Qualquer outro assunto, qualquer outro tema, qualquer outro conhecimento a que qualquer pessoa tenha acesso segue, com poucas e específicas variações, as mesmas regras que vimos quanto ao conhecimento sobre as formigas adquiridos por Zé. Então, para sermos razoáveis, não podemos aceitar nenhuma informação como verdade antes de termos embasamento mais confiável do que a palavra de uma pessoa que não apresente mais do que uma opinião baseada somente em experiências pessoas restritas, por mais amada e confiável que essa pessoa seja para nós. E mais, devemos ter a humildade de aceitar que mesmo nosso conhecimento mais embasado, na maior parte dos casos, está longe de ser tudo o que se pode saber a respeito daquele assunto.

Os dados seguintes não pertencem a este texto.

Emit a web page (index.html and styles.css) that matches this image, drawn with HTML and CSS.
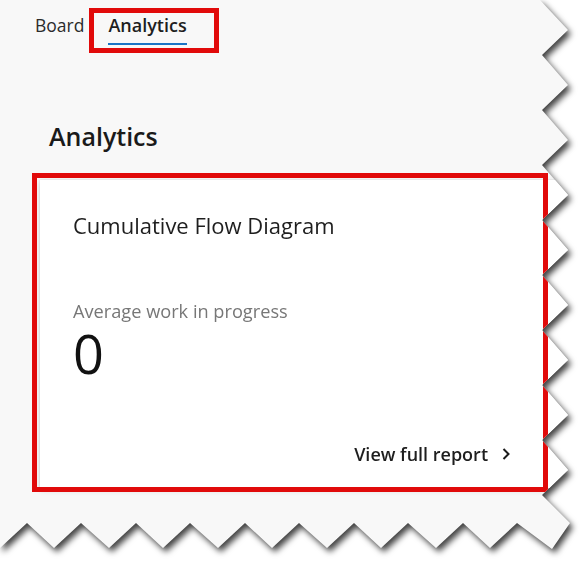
FILE: index.html
```html
<!DOCTYPE html>
<html lang="en">
<head>
<meta charset="utf-8">
<title>Analytics</title>
<link rel="stylesheet" href="styles.css">
</head>
<body>
<div class="frame">
  <div class="sheet">
    <nav class="tabs">
      <span class="tab">Board</span>
      <span class="tab tab-active">Analytics<span class="mark mark-tab"></span></span>
    </nav>
    <h1 class="heading">Analytics</h1>
    <section class="card">
      <span class="mark mark-card"></span>
      <h2 class="card-title">Cumulative Flow Diagram</h2>
      <div class="metric-label">Average work in progress</div>
      <div class="metric-value">0</div>
      <div class="card-footer">
        <span class="report-link">View full report</span>
        <svg class="chevron" width="9" height="12" viewBox="0 0 9 12" aria-hidden="true"><polyline points="1.5,1 6.5,6 1.5,11" fill="none" stroke="#1b1b1b" stroke-width="2"/></svg>
      </div>
    </section>
  </div>
</div>
</body>
</html>
```
FILE: styles.css
```css
html, body {
  margin: 0;
  padding: 0;
  background: #ffffff;
}

body {
  width: 581px;
  height: 564px;
  overflow: hidden;
  font-family: "Open Sans", "Noto Sans", sans-serif;
  color: #1e1e1e;
}

.frame {
  filter: drop-shadow(3px 4px 3px rgba(0, 0, 0, 0.75));
}

.sheet {
  height: 564px;
  background: #f8f8f8;
  display: flex;
  flex-direction: column;
  clip-path: polygon(0 0, 540px 0, 568px 30px, 542px 55px, 568px 85px, 542px 110px, 568px 140px, 542px 165px, 568px 195px, 542px 220px, 568px 250px, 542px 275px, 568px 305px, 542px 330px, 568px 360px, 542px 385px, 568px 415px, 542px 440px, 568px 470px, 542px 495px, 570px 523px, 552px 549px, 517px 523px, 490px 548px, 463px 523px, 436px 548px, 408px 523px, 381px 548px, 354px 523px, 327px 548px, 299px 523px, 272px 548px, 245px 523px, 218px 548px, 190px 523px, 163px 548px, 136px 523px, 109px 548px, 81px 523px, 54px 548px, 27px 523px, 0 548px);
}

.tabs {
  display: flex;
  align-items: flex-start;
  padding: 13px 0 0 35px;
}

.tab {
  font-size: 17.5px;
  line-height: 24px;
  padding-bottom: 6px;
  color: #2b2b2b;
}

.tab-active {
  position: relative;
  margin-left: 24px;
  font-size: 18px;
  font-weight: 600;
  color: #1e1e1e;
  border-bottom: 2px solid #1b74c5;
}

.mark {
  position: absolute;
  box-sizing: border-box;
  border: 5px solid #e10a0a;
  pointer-events: none;
}

.mark-tab {
  left: -19px;
  top: -5px;
  width: 130px;
  height: 45px;
}

.heading {
  margin: 73px 0 0 49px;
  font-size: 25px;
  line-height: 36px;
  font-weight: 600;
  color: #1a1a1a;
}

.card {
  position: relative;
  margin: 26px 0 0 40px;
  height: 308px;
  box-sizing: border-box;
  padding: 31px 70px 0 33px;
  background: #ffffff;
  box-shadow: 0 2px 6px rgba(0, 0, 0, 0.16), 0 0 1px rgba(0, 0, 0, 0.2);
  display: flex;
  flex-direction: column;
}

.mark-card {
  left: -8px;
  top: -7px;
  width: 516px;
  height: 319px;
}

.card-title {
  margin: 0;
  font-size: 22px;
  line-height: 28px;
  font-weight: 400;
  color: #1e1e1e;
}

.metric-label {
  margin-top: 60px;
  font-size: 18.2px;
  line-height: 24px;
  color: #777777;
}

.metric-value {
  font-size: 54px;
  line-height: 60px;
  color: #111111;
}

.card-footer {
  margin-top: auto;
  margin-bottom: 22px;
  display: flex;
  align-items: center;
  justify-content: flex-end;
  gap: 14px;
}

.report-link {
  font-size: 18px;
  line-height: 24px;
  font-weight: 600;
  color: #1e1e1e;
}

.chevron {
  display: block;
}
```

Portanto, quer opinar sobre algo? Informe-se! Quer argumentar sobre uma opinião que tenha? Pesquise! Se o assunto admite posições contrárias, ouça o outro lado com respeito porque sempre existe a possibilidade de a outra pessoa ter alguma informação que você não tem; daí você poderá aprender mais. E, finalmente, quer saber tudo o que há para saber sobre algo? Dedique muitos anos ao estudo daquele assunto, torne-se um especialista, só aí sua palavra poderá servir como referência. E saiba: Se você estudar muito e muito a fundo um assunto, descobrirá que nunca vai saber “tudo o que é possível saber sobre isso”. Mas, estudando muito sobre um assunto você poderá se tornar um dos degraus na escada do conhecimento; essa escada infinita que os estudiosos do futuro percorrerão, avançando mais um pouco, graças ao que você aprendeu e ensinou.

Duvide sempre de toda e qualquer informação que seja dada com a roupa estreita da “verdade definitiva”.